We consider three analyses that estimate the relationship between Y and X: A probability sample-only analysis, an analysis that combines the probability sample and the unweighted non-probability sample, and an analysis which combines the probability and the non-probability sample using the pseudo-weights. The probability of selection for the probability sample cases is modeled using a linear term for W. We model the conditional odds of being in the non-probability versus the probability sample using a variety of functions of W and X to illustrate the tradeoff between model misspecification and variability due to model overfitting: in particular, we consider linear and quadratic models in W, with and without a linear term for X.

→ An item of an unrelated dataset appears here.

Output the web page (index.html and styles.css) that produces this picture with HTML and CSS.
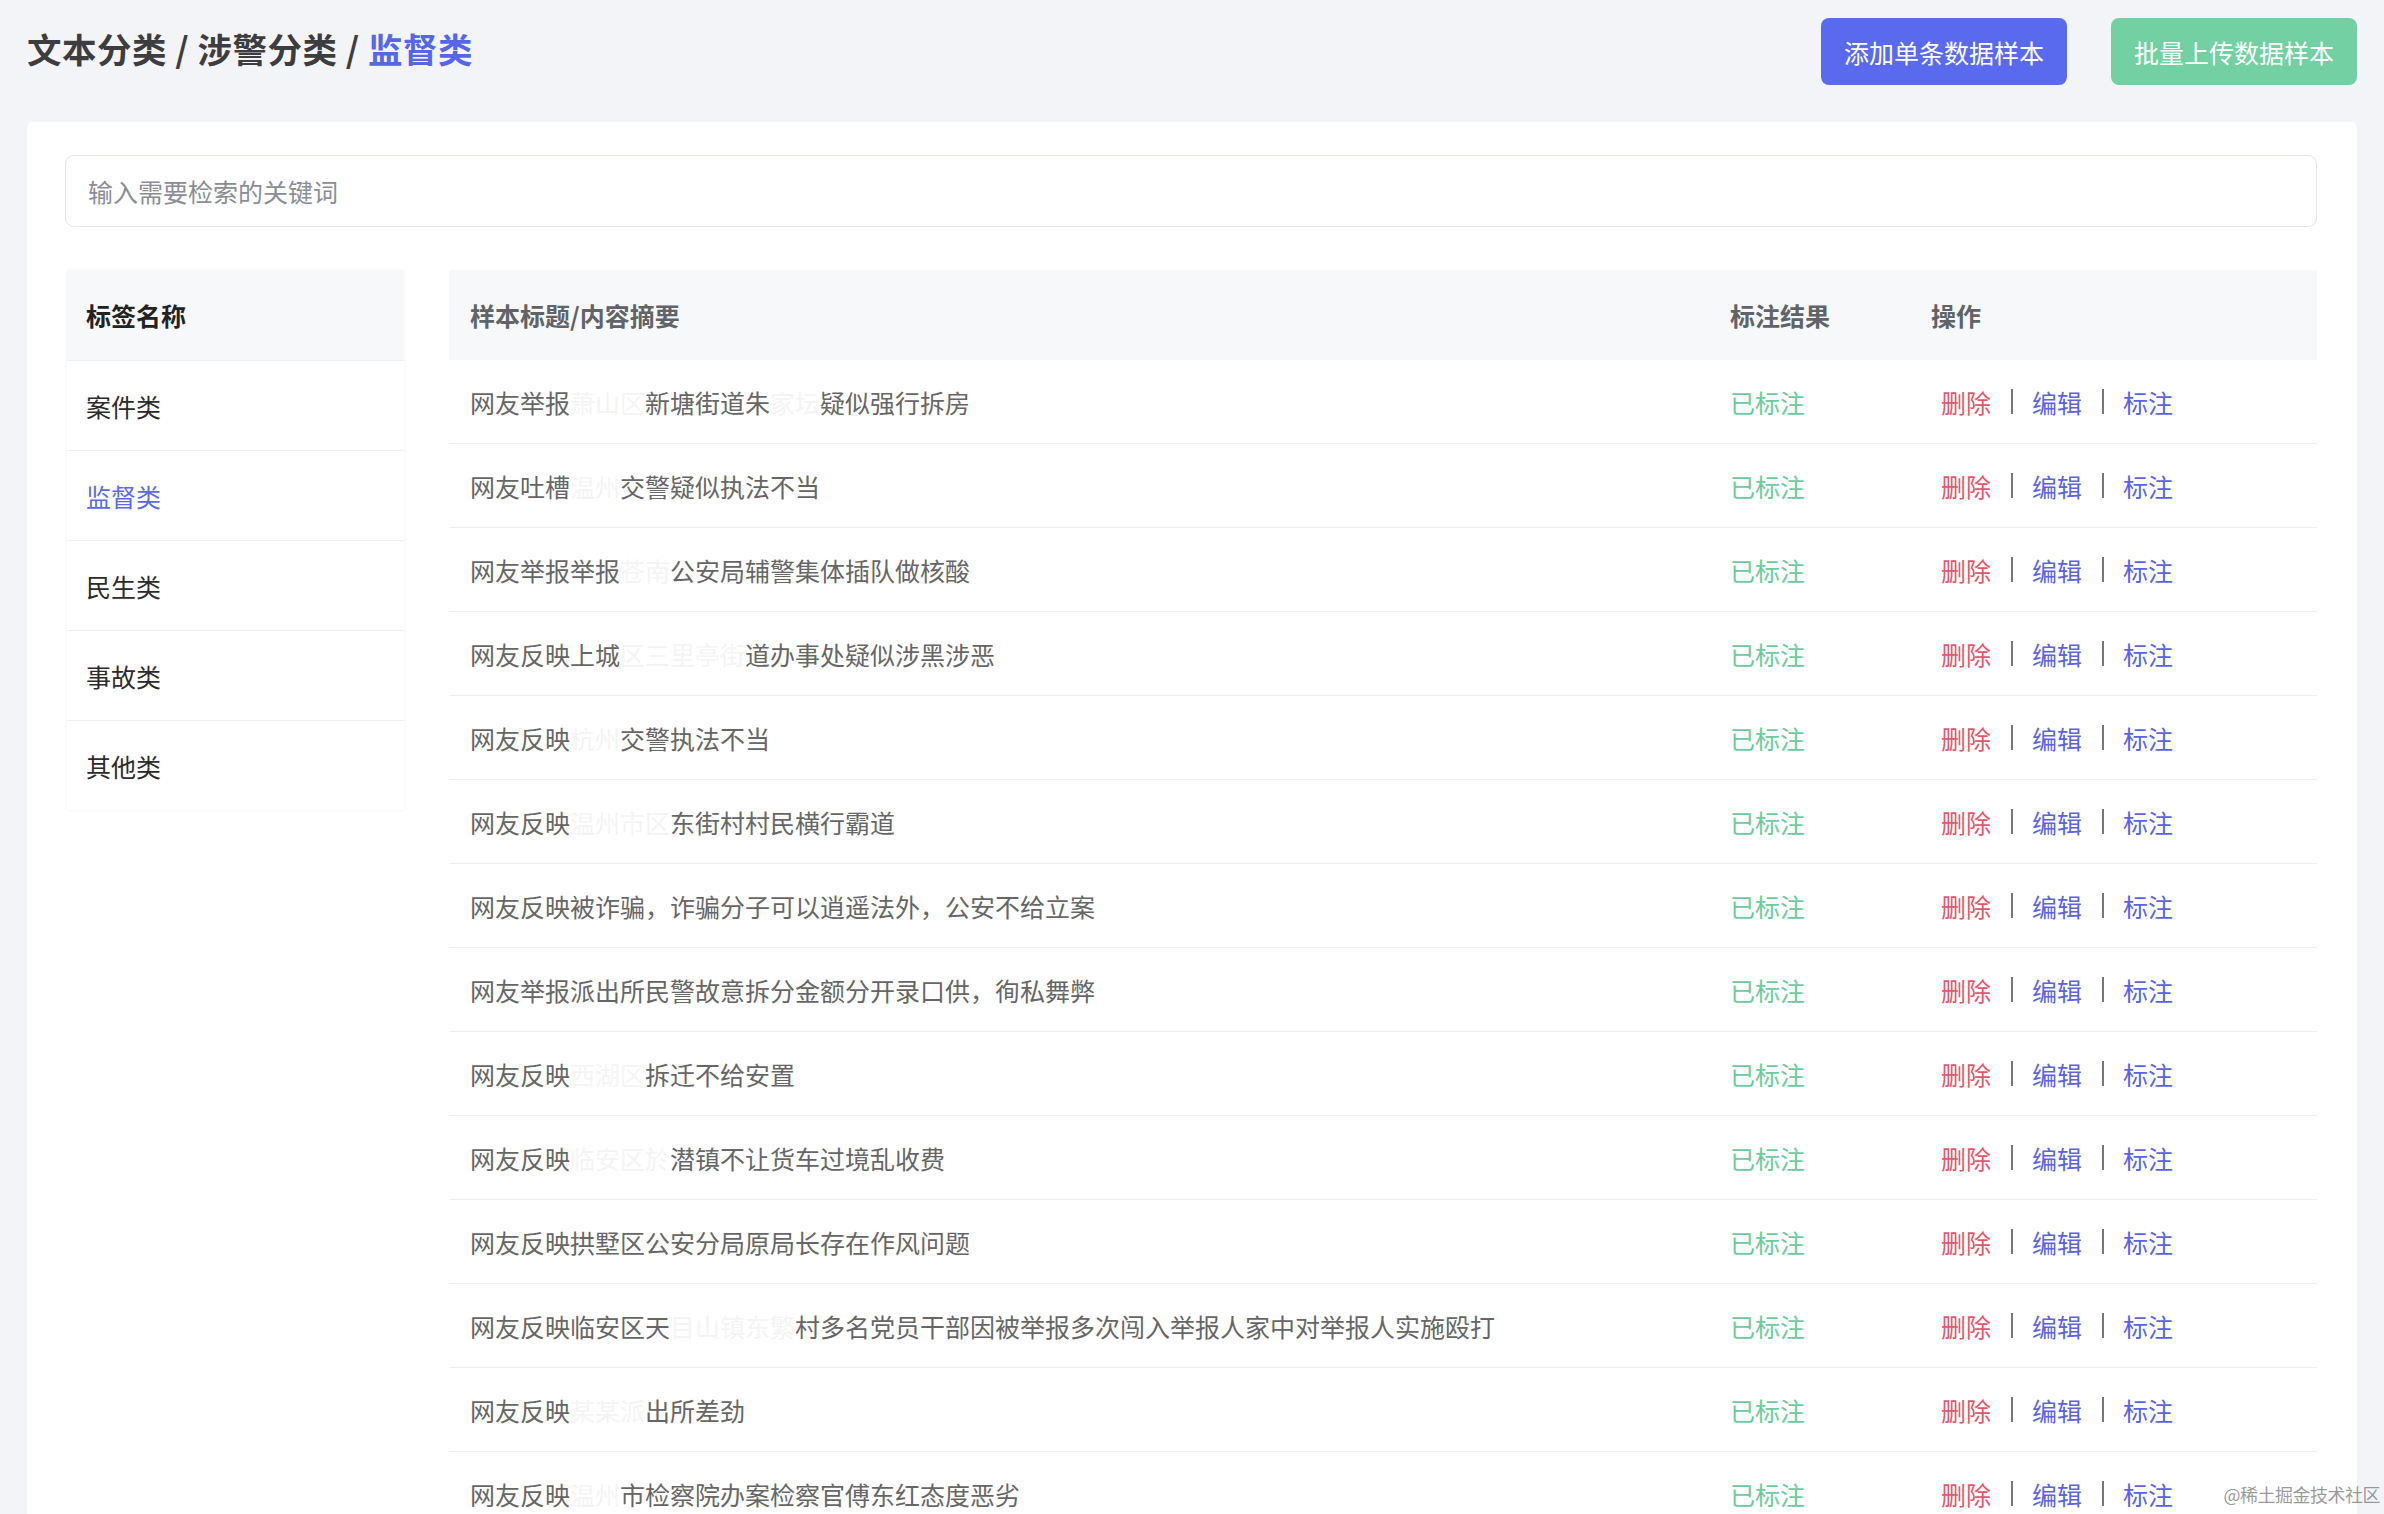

The results for bias, root mean square error (RMSE), and nominal 95% coverage from 200 simulations are shown in the Table 1. The analysis that combines the probability and the non-probability sample using the pseudo-weights with a linear relationship in W for the logit of the propensity to belong to the CIREN sample has the smallest RMSE and nearly correct coverage for the nominal 95% confidence interval (CI). The analysis that leaves the non-probability cases unweighted overestimates the relationship between X and Y, since a disproportionate fraction of large X values with Y=1 are sampled; also the variance of the estimated relationship is severely underestimated and the resulting CI coverage poor. The probability-sample-only analysis provides a nearly unbiased estimate of the relationship between Y and X, but the reduced sample size increases MSE and somewhat reduces the coverage of the 95% CI. Incorporating the uncertainty in the estimation of the weights using a jackknife estimator corrected the coverage of the combined probability and the non-probability sample using the pseudo-weights.

Misspecification (assume P(Z|W) is quadratic in W) damaged RMSE and coverage substantially. Fortunately it was easy to determine that misspecification was present, as the pseudo-weighted mean of W among the non-probability sample cases in the linear models was much closer to the weighted mean of W among the probability sample cases with injuries than in the quadratic models (see last column of Table 1).

While misspecification P(Z=1|W) is correctable if due to incorrect specification of functional forms or interactions, as is the case in this simulation study, it may not be correctable due to unobserved factors such as measurement error. An example of this might be non-random mode effects that occur when, for example, the probability survey is by phone or in-person, and the non-probability sample is a (self-administered) web survey. Alternative approaches that are more robust to misspecification of P(Z=1|W) PZ are areas for further research.

Summary

The proposed method constructs “pseudo-weights” for a non-probability sample in situations where a probability sample is available that shares in common some covariates that are predictive of the outcome of interest and/or the probability of selection. The simulation study indicates that bias and mean square error of both predictive and associative statistics can be reduced when combining a probability and non-probability sample using the method proposed here. In many settings, estimates of interest may only be obtainable from a non-probability sample; this method can only be used to make such a sample more representative if a probability sample with overlapping covariates is available.